问题
I am using pypdf to extract text from pdf files . The problem is that the tables in the pdf files are not extracted. I have also tried using the pdfminer but i am having the same issue .
回答1:
The problem is that tables in PDFs are generally made up of absolutely positioned lines and characters, and it is non-trivial to convert this into a sensible table representation.
In Python, PDFMiner is probably your best bet. It gives you a tree structure of layout objects, but you will have to do the table interpreting yourself by looking at the positions of lines (LTLine) and text boxes (LTTextBox). There's a little bit of documentation here.
Alternatively, PDFX attempts this (and often succeeds), but you have to use it as a web service (not ideal, but fine for the occasional job). To do this from Python, you could do something like the following:
import urllib2
import xml.etree.ElementTree as ET
# Make request to PDFX
pdfdata = open('example.pdf', 'rb').read()

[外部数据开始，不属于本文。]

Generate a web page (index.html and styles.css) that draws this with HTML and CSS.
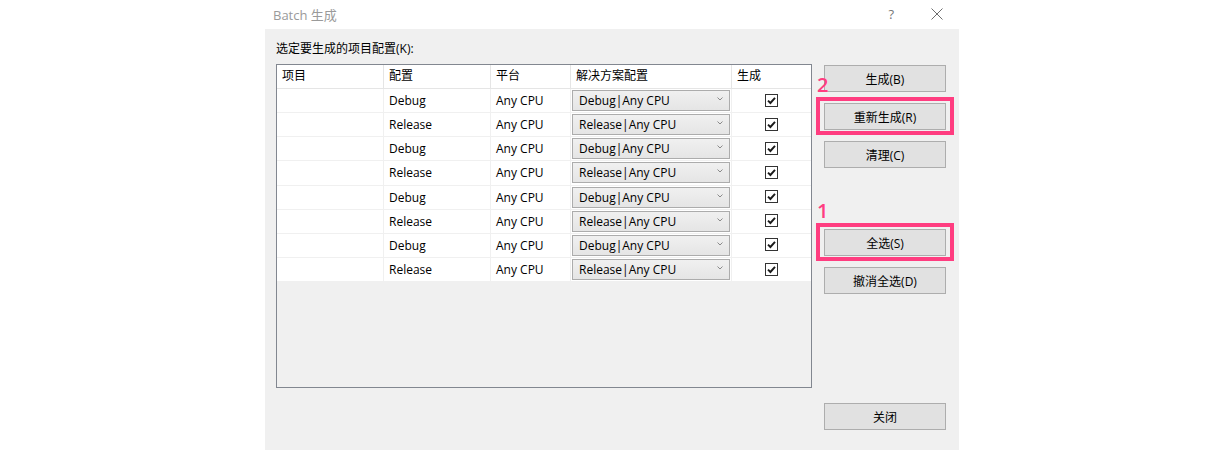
FILE: index.html
```html
<!DOCTYPE html>
<html lang="zh-CN">
<head>
    <meta charset="UTF-8">
    <title>Batch 生成</title>
    <link rel="stylesheet" href="styles.css">
</head>
<body>
    <div class="dialog">
        <div class="titlebar">
            <span class="title">Batch 生成</span>
            <span class="help">?</span>
            <svg class="close-x" width="12" height="12" viewBox="0 0 12 12">
                <path d="M0.5 0.5 L11.5 11.5 M11.5 0.5 L0.5 11.5" stroke="#6d6d6d" stroke-width="1"/>
            </svg>
        </div>

        <div class="content">
            <div class="left">
                <div class="label">选定要生成的项目配置(K):</div>
                <div class="listbox">
                    <div class="row head">
                        <div class="cell">项目</div>
                        <div class="cell">配置</div>
                        <div class="cell">平台</div>
                        <div class="cell">解决方案配置</div>
                        <div class="cell">生成</div>
                    </div>
                    <div id="rows"></div>
                </div>
            </div>

            <div class="buttons">
                <button class="btn">生成(B)</button>
                <div class="mark gap-s"><span class="num">2</span><button class="btn">重新生成(R)</button></div>
                <button class="btn gap-s">清理(C)</button>
                <div class="mark gap-l"><span class="num">1</span><button class="btn">全选(S)</button></div>
                <button class="btn gap-s">撤消全选(D)</button>
                <button class="btn gap-xl">关闭</button>
            </div>
        </div>
    </div>

    <script>
        // project configurations
        const configs = ['Debug', 'Release', 'Debug', 'Release', 'Debug', 'Release', 'Debug', 'Release'];

        const chevron = '<svg width="6" height="4" viewBox="0 0 6 4"><path d="M0.5 0.5 L3 3 L5.5 0.5" fill="none" stroke="#8a8a8a" stroke-width="1"/></svg>';
        const check = '<svg width="13" height="13" viewBox="0 0 13 13"><rect x="0.5" y="0.5" width="12" height="12" fill="#fff" stroke="#333"/><path d="M3 6.6 L5.4 9 L10 3.8" fill="none" stroke="#1a1a1a" stroke-width="1.9"/></svg>';

        document.getElementById('rows').innerHTML = configs.map(cfg => `
            <div class="row">
                <div class="cell"></div>
                <div class="cell">${cfg}</div>
                <div class="cell">Any CPU</div>
                <div class="cell combo-cell">
                    <div class="combo"><span>${cfg}|Any CPU</span>${chevron}</div>
                </div>
                <div class="cell check-cell">${check}</div>
            </div>
        `).join('');
    </script>
</body>
</html>
```

FILE: styles.css
```css
* {
    box-sizing: border-box;
    margin: 0;
    padding: 0;
}

body {
    background: #fff;
    font-family: "Open Sans", "Noto Sans CJK SC", sans-serif;
    font-size: 12px;
    color: #000;
}

.dialog {
    width: 694px;
    height: 450px;
    margin-left: 265px;
    display: flex;
    flex-direction: column;
}

/* Title bar */
.titlebar {
    height: 29px;
    display: flex;
    align-items: center;
    padding-left: 8px;
    background: #fff;
}

.title {
    font-size: 13px;
    color: #9a9a9a;
    flex: 1;
}

.help {
    font-size: 13px;
    color: #777;
    margin-right: 37px;
    margin-bottom: 2px;
}

.close-x {
    margin-right: 16px;
    margin-bottom: 2px;
}

/* Body */
.content {
    flex: 1;
    background: #f0f0f0;
    padding: 0 11px;
    display: flex;
    gap: 12px;
}

.left {
    width: 536px;
}

.label {
    margin-top: 12px;
    line-height: 16px;
    margin-bottom: 7px;
}

.listbox {
    height: 324px;
    border: 1px solid #828790;
    background: #f0f0f0;
}

.row {
    display: grid;
    grid-template-columns: 107px 107px 80px 161px 79px;
    height: 24.15px;
    background: #fff;
    border-bottom: 1px solid #f0f0f0;
}

.row.head {
    height: 24px;
    border-bottom: 1px solid #e5e5e5;
}

.cell {
    border-right: 1px solid #f0f0f0;
    padding-left: 5px;
    line-height: 23px;
    white-space: nowrap;
}

.head .cell {
    border-right-color: #e5e5e5;
    line-height: 22px;
}

.cell:last-child {
    border-right: none;
}

.combo-cell {
    padding: 1px 0 0 1px;
}

.combo {
    width: 158px;
    height: 21px;
    border: 1px solid #acacac;
    background: linear-gradient(#f0f0f0, #e5e5e5);
    display: flex;
    align-items: center;
    justify-content: space-between;
    padding: 0 6px 0 6px;
    line-height: 19px;
}

.combo svg {
    margin-bottom: 3px;
}

.check-cell {
    display: flex;
    align-items: center;
    justify-content: center;
    padding-left: 0;
    padding-bottom: 1px;
}

/* Buttons */
.buttons {
    width: 122px;
    padding-top: 36px;
    display: flex;
    flex-direction: column;
}

.btn {
    width: 122px;
    height: 27px;
    border: 1px solid #adadad;
    background: #e1e1e1;
    font-family: inherit;
    font-size: 12px;
    color: #000;
}

.gap-s { margin-top: 11px; }
.gap-l { margin-top: 61px; }
.gap-xl { margin-top: 109px; }

.mark {
    position: relative;
}

.mark::after {
    content: "";
    position: absolute;
    top: -6px;
    bottom: -5px;
    left: -8px;
    right: -8px;
    border: 4px solid #ff3d80;
}

.num {
    position: absolute;
    left: -7px;
    top: -29px;
    font-size: 20px;
    line-height: 22px;
    font-weight: 600;
    color: #ff3d80;
    font-family: "Open Sans", sans-serif;
}
```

request = urllib2.Request('http://pdfx.cs.man.ac.uk', pdfdata, headers={'Content-Type' : 'application/pdf'})
response = urllib2.urlopen(request).read()
# Parse the response
tree = ET.fromstring(response)
for tbox in tree.findall('.//region[@class="DoCO:TableBox"]'):
src = ET.tostring(tbox.find('content/table'))
info = ET.tostring(tbox.find('region[@class="TableInfo"]'))
caption = ET.tostring(tbox.find('caption'))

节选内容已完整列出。